Bij een arthouse film ligt de nadruk op de artistieke potentie van de filmproductie, waaronder wordt

verstaan dat het eindresultaat van een dusdanig bijzondere kwaliteit zal zijn dat de filmproductie op

die basis nationaal en/of internationaal goed ontvangen zal worden en de kans op selectie van de

filmproductie voor internationale festivals en/of prijzen aannemelijk is.

In het geval van een praktijkstudie gaat het om een kortlopende (post academische) studie van een specifieke filmprofessional ter verdieping van het filmvak.

Artikel 8 (verplichtingen subsidieontvanger)

De ontvanger van de subsidie toont met het activiteitenverslag aan dat de subsidie is besteed in overeenstemming met de in de aanvraag begrote kosten en de beschreven filmactiviteit.

Artikel 10 (subsidiabele activiteit filmfestival)

De in het tweede lid vermelde voorwaarden zijn cumulatief: aan alle voorwaarden moet zijn voldaan wil de aanvraag voor subsidie in aanmerking komen.
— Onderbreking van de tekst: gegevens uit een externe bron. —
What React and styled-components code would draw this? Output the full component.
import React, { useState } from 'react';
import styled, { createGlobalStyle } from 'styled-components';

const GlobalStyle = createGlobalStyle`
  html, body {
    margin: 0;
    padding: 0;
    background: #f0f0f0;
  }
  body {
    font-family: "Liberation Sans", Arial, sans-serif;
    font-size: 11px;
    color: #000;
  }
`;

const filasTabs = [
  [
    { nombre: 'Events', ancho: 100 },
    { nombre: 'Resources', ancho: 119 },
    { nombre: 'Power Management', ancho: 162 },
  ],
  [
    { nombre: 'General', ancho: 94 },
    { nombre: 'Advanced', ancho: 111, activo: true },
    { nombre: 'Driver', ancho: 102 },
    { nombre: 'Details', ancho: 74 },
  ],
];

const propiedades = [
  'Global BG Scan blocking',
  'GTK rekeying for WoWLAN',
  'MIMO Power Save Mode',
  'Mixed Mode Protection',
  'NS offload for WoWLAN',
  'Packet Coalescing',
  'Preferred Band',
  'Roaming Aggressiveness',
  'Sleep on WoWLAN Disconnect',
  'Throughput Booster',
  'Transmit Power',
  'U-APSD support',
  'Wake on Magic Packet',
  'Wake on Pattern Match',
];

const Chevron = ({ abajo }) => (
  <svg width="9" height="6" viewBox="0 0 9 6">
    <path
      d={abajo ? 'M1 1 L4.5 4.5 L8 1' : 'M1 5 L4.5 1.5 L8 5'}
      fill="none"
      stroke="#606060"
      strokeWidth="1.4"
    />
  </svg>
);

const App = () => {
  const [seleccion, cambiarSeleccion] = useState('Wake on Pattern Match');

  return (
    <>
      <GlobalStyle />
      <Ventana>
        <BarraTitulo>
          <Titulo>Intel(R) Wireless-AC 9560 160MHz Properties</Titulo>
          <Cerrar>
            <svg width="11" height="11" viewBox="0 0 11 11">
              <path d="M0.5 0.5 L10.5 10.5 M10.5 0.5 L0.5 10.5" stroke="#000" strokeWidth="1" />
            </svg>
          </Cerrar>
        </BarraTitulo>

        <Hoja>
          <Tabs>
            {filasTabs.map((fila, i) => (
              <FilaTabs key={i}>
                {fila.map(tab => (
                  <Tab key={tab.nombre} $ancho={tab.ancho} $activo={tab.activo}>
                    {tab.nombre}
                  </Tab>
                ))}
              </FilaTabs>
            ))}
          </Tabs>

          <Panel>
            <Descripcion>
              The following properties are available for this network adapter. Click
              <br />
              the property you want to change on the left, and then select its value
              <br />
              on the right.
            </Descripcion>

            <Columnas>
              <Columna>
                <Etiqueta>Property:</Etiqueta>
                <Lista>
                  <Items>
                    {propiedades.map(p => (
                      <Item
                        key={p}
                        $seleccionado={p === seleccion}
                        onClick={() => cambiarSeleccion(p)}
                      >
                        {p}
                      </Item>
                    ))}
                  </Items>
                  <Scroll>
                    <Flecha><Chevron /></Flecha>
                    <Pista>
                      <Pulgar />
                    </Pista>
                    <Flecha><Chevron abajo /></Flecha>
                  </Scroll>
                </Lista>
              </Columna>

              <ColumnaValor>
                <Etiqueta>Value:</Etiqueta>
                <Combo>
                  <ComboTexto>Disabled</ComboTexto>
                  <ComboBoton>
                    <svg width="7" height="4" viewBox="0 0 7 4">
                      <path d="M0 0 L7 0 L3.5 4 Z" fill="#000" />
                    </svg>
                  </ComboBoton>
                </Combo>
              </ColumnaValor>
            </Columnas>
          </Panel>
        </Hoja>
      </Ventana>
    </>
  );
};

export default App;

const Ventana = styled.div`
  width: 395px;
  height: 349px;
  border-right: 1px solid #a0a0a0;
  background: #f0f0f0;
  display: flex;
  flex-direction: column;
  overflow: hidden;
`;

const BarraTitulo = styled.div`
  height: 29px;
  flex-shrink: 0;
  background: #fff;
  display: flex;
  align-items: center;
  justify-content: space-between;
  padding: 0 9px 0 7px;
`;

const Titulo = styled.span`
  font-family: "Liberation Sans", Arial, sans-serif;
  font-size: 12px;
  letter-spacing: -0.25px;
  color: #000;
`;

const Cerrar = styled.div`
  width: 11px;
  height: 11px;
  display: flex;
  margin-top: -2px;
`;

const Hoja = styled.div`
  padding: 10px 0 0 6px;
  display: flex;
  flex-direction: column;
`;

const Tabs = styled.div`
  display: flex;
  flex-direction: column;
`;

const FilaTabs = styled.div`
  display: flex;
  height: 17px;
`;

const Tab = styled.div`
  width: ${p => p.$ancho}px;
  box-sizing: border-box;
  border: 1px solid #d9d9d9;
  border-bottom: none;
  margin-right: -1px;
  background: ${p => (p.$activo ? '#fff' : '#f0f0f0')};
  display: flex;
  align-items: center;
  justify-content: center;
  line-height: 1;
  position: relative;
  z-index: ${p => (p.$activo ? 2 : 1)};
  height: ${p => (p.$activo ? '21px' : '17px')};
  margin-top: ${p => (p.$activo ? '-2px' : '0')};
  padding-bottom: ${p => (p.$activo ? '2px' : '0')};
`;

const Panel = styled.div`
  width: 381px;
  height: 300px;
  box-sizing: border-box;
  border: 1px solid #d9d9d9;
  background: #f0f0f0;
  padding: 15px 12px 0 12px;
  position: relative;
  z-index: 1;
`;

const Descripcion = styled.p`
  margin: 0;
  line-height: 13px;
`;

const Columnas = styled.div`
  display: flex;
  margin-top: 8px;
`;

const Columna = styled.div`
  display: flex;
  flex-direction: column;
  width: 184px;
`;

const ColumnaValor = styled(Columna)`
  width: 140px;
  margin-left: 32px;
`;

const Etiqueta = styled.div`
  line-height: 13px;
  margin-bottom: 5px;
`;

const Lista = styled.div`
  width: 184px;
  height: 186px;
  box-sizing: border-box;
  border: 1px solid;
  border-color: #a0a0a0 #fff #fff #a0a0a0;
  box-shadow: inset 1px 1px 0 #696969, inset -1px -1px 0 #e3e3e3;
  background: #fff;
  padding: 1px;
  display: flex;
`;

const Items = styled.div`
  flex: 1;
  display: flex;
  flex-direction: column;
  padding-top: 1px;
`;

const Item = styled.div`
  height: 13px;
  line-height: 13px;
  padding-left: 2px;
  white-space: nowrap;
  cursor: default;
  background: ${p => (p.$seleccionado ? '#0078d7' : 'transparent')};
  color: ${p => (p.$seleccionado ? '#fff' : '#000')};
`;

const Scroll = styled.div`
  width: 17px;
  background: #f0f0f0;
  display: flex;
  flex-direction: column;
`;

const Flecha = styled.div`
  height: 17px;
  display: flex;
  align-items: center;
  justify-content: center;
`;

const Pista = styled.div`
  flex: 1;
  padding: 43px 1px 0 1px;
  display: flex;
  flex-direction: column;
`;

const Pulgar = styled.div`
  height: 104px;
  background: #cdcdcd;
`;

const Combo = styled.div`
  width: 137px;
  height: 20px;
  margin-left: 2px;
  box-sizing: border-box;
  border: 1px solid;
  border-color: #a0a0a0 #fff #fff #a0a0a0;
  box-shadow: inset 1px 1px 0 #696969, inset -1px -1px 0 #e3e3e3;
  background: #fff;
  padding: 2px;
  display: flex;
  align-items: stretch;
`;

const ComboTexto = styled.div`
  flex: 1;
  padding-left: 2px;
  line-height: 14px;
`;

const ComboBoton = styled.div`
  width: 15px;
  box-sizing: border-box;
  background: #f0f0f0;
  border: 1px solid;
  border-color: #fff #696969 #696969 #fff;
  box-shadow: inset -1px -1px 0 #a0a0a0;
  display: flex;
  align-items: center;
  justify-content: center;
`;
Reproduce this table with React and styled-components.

De aanvrager dient door middel van overeenkomsten en andere schriftelijke stukken te onderbouwen dat de bijeenkomst door andere partners is (mede)gefinancierd.

Artikel 11 (subsidiabele activiteit (internationale) filmbijeenkomst)

Het Fonds ondersteunt presentaties of promotionele en marktgerichte activiteiten voor filmprofessionals en/of publiek die als doel hebben het stimuleren van de kennisontwikkeling en -verspreiding over en profilering en promotie van de Nederlandse film in het buitenland en de ontwikkeling van projecten zoals een presentatie of publicatie of promotionele en marktgerichte filmactiviteit van bijvoorbeeld Nederlandse filmfestivals, die hieraan een bijdrage leveren. De middelen zijn bedoeld voor projecten die bij voorkeur plaatsvinden in de prioriteitslanden waarop het Internationaal Cultuurbeleid van de Rijksoverheid zich richt, dan wel in samenwerking met daaruit afkomstige professionals worden uitgevoerd. Dit zijn de lidstaten van de Europese Unie en verder: Kroatië, Roemenië, Bulgarije, Turkije, Canada, Verenigde Staten, Japan, Suriname, Zuid-Afrika, Indonesië, Rusland, Egypte, Marokko en China.

Artikel 12 (vereisten aanvraag (inter)nationale filmbijeenkomst)

De in dit artikel vermelde voorwaarden zijn cumulatief: aan alle voorwaarden moet zijn voldaan wil de aanvraag voor subsidie in aanmerking komen. De aanvrager dient door middel van overeenkomsten en andere schriftelijke stukken te onderbouwen dat de bijeenkomst door andere partners is (mede)gefinancierd.